Die Geschichte der Technokultur

 

Wie sind Deine Verbindungen zu Frankfurt und dem Rhein-Main-Gebiet?

Nun ja, ich bin hier geboren und aufgewachsen, meine Eltern gingen mit meinem Bruder und mir zum Jazz-Frühschoppen im Schlachthof und zu Jazz im Museum, meine frühe musikalische Sozialisation verdanke ich auch Werner Reinke, einige Jahre später stieg ich dann auf die HR3 Clubnight um.

 

Dein erster Clubbesuch in Frankfurt war…

Hmmm, also Club im eigentlichen Sinne müsste das Cooky‘s gewesen sein, dann Tallas erster Technoclub im No Name und die Music Hall in der Voltastraße. Dort habe ich unter anderem Propaganda live gesehen, die ich damals cool fand. Später wurden dann das Gray und das Omen wichtige Orte für mich.

 

Was war Deine erste gekaufte Maxi-Single?
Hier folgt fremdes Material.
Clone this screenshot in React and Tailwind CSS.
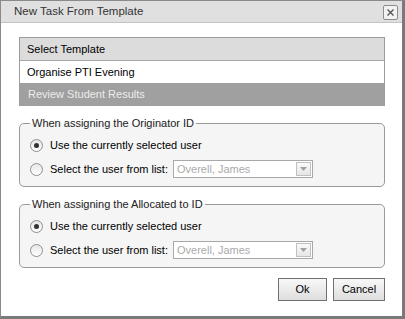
import { useState } from "react";

const font = { fontFamily: '"Liberation Sans", Arial, sans-serif' };

const Radio = ({ checked, onClick }) => (
    <button
        type="button"
        onClick={onClick}
        className="w-[13px] h-[13px] rounded-full border border-[#8f8f8f] bg-gradient-to-b from-[#e6e6e6] to-[#ffffff] flex items-center justify-center shrink-0"
    >
        {checked && <span className="w-[5px] h-[5px] rounded-full bg-[#333]" />}
    </button>
);

const UserPicker = ({ label }) => {
    const [choice, setChoice] = useState(0);

    return (
        <fieldset className="border border-[#9a9a9a] rounded-[5px] bg-[#f5f5f5] pl-[10px] pr-[10px] pt-[6px] pb-[8px]">
            <legend className="px-[2px] text-[11px] leading-[13px] text-[#222]">{label}</legend>

            <div className="flex items-center h-[18px] gap-[7px]">
                <Radio checked={choice === 0} onClick={() => setChoice(0)} />
                <span className="text-[11px] text-black">Use the currently selected user</span>
            </div>

            <div className="flex items-center h-[18px] gap-[7px] mt-[6px]">
                <Radio checked={choice === 1} onClick={() => setChoice(1)} />
                <span className="text-[11px] text-black">Select the user from list:</span>
                <div className="ml-[-2px] w-[140px] h-[18px] border border-[#a8a8a8] bg-white flex items-center justify-between pl-[3px] pr-[1px]">
                    <span className="text-[11px] text-[#aaaaaa]">Overell, James</span>
                    <span className="w-[15px] h-[14px] border border-[#c0c0c0] bg-gradient-to-b from-[#fafafa] to-[#e6e6e6] flex items-center justify-center">
                        <svg width="7" height="4" viewBox="0 0 7 4">
                            <path d="M0 0h7L3.5 4z" fill="#a0a0a0" />
                        </svg>
                    </span>
                </div>
            </div>
        </fieldset>
    );
};

const App = () => {
    const [selected, setSelected] = useState(0);
    const templates = ["Organise PTI Evening", "Review Student Results"];

    return (
        <div style={font} className="w-[405px] h-[319px] bg-white border-l border-t border-[#8a8a8a] border-r-[3px] border-b-[3px] border-r-[#7a7a7a] border-b-[#7a7a7a] flex flex-col">
            {/* title bar */}
            <div className="h-[22px] bg-[#e0e0e0] border-b border-[#c4c4c4] flex items-center justify-between pl-[13px] pr-[4px] shrink-0">
                <span className="text-[11.5px] text-[#333]">New Task From Template</span>
                <button className="w-[15px] h-[15px] mt-[2px] border border-[#8c8c8c] rounded-[2px] bg-[#f2f2f2] flex items-center justify-center">
                    <svg width="7" height="7" viewBox="0 0 7 7">
                        <path d="M0.5 0.5l6 6M6.5 0.5l-6 6" stroke="#555" strokeWidth="1.4" />
                    </svg>
                </button>
            </div>

            <div className="flex-1 pl-[18px] pr-[17px] pt-[14px] flex flex-col">
                {/* template list */}
                <div className="border border-[#9c9c9c]">
                    <div className="h-[23px] bg-[#dcdcdc] border-b border-[#a8a8a8] flex items-center px-[7px] text-[11px] text-black">
                        Select Template
                    </div>
                    {templates.map((t, i) => (
                        <div
                            key={i}
                            onClick={() => setSelected(i)}
                            className={
                                i === 1
                                    ? "h-[22px] bg-[#a0a0a0] flex items-center px-[8px] text-[11px] text-[#ececec]"
                                    : "h-[22px] bg-white flex items-center px-[7px] text-[11px] text-black"
                            }
                        >
                            {t}
                        </div>
                    ))}
                </div>

                <div className="mt-[11px]">
                    <UserPicker label="When assigning the Originator ID" />
                </div>

                <div className="mt-[11px]">
                    <UserPicker label="When assigning the Allocated to ID" />
                </div>

                <div className="flex justify-end gap-[6px] mt-[10px]">
                    <button className="w-[49px] h-[23px] border border-[#707070] bg-gradient-to-b from-[#f8f8f8] to-[#dedede] text-[11px] text-black">
                        Ok
                    </button>
                    <button className="w-[52px] h-[23px] border border-[#707070] bg-gradient-to-b from-[#f8f8f8] to-[#dedede] text-[11px] text-black">
                        Cancel
                    </button>
                </div>
            </div>
        </div>
    );
};

export default App;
Die erste gekaufte war sicherlich YELLO Live at the Roxy. Allerdings durfte ich über eine Bekannte meiner Eltern mal bei Werner Lohr im Hessischen Rundfunk vorbei schauen und ein ganzes Plattenfach leer räumen, denn Maxis wurden damals gar nicht archiviert. Da waren dann von Grandmaster Flash „Wheels of Steel“ über M „Pop Muzik“ bis zu Thomas Fehlmanns „Readymade“ ein ganzer Haufen Klassiker und Kuriositäten dabei. Die meisten davon habe ich noch...

 

Wie kam die Liebe zur elektronischen Musik?

Ich glaube, am Anfang war es eher Trotz. Ich konnte – abgesehen von den Beatles und Abba – mit den alten Rock-Zöpfen nicht viel anfangen und fand die Neue Deutsche Welle (DAF, Der Plan, Ideal, Palais Schaumburg) und die elektronische Musik von Depeche Mode, Cabaret Voltaire, Human League und Heaven 17 viel interessanter. Auch Hip Hop faszinierte mich. Die ersten Electro-Funk Sachen – von Man Parrish über Newcleus bis Mantronix – habe ich rauf und runter gehört. Aber auch Kraftwerk, Yello und Yellow Magic Orchestra gehörten und gehören zu meinen Favorites.

Anfang Februar erschien Dein Buch „Electronic Germany“ und worum geht es darin?

Es geht um nicht mehr und nicht weniger als die Geschichte der Technokultur im deutschsprachigen Raum, um die Musik, die Macher und die prägenden Momente dieser inzwischen bald drei Generationen übergreifenden Jugendbewegung. Es sollte aber keine reine O-Ton-Collage und auch kein nostalgischer Rückblick werden, sondern ein Rundschlag von den 1980ern bis 2018.

 

Was zeichnet Deiner Meinung nach die Technokultur in Deutschland besonders aus?

Vor allem ist Techno made in Germany sehr vielschichtig. Heimische Techno-, Electro- und House-Musiker von Westbam über Wolfgang Voigt, Ellen Allien und Monika Kruse, Sven Väth, DJ Hell, Anthony Rother, Paul van Dyk, Jam & Spoon bis hin zu Paul und Fritz Kalkbrenner oder auch Dirty Doering, Kollektiv Turmstrasse und Pantha Du Prince haben weltweit Jahrzehnte lang musikalischen Spuren gelegt, von denen vor allem die Berliner Clubszene heute als Magnet für den „Easyjet-Set“ profitiert. Am einen Ende der Skala steht die gefällig-poppige Variante elektronischer Tanzmusik, durchaus mit internationalem Anspruch à la Robin Schulz, wogegen die ambitionierten Klangsphären von Vessels und Nils Frahm auch einem Klassik-Publikum zumutbar sind. Knochenharter Minimaltechno, Electro, Trance und flockiger Deep House –geht alles heutzutage. Nicht alles gefällt allen, aber gute DJs lauschen schon mal weit über den eigenen Tellerrand.

 

Was unterscheidet Dein Buch von anderen Titeln zum Thema?

Andere Bücher beschäftigen sich mit Teilaspekten und Aussagen eines relativ kleinen Personenkreises. Die meisten Autoren legen den Schwerpunkt auf die Berliner Szene, und das ist ja auch völlig in Ordnung. „Electronic Germany“ versucht etwas ganz anderes, nämlich die Technokultur heimischer Prägung im internationalen Kontext über mehrere Jahrzehnte und „Themeninseln“ hinweg zu beschreiben und ihre nachhaltige Faszination zu erklären.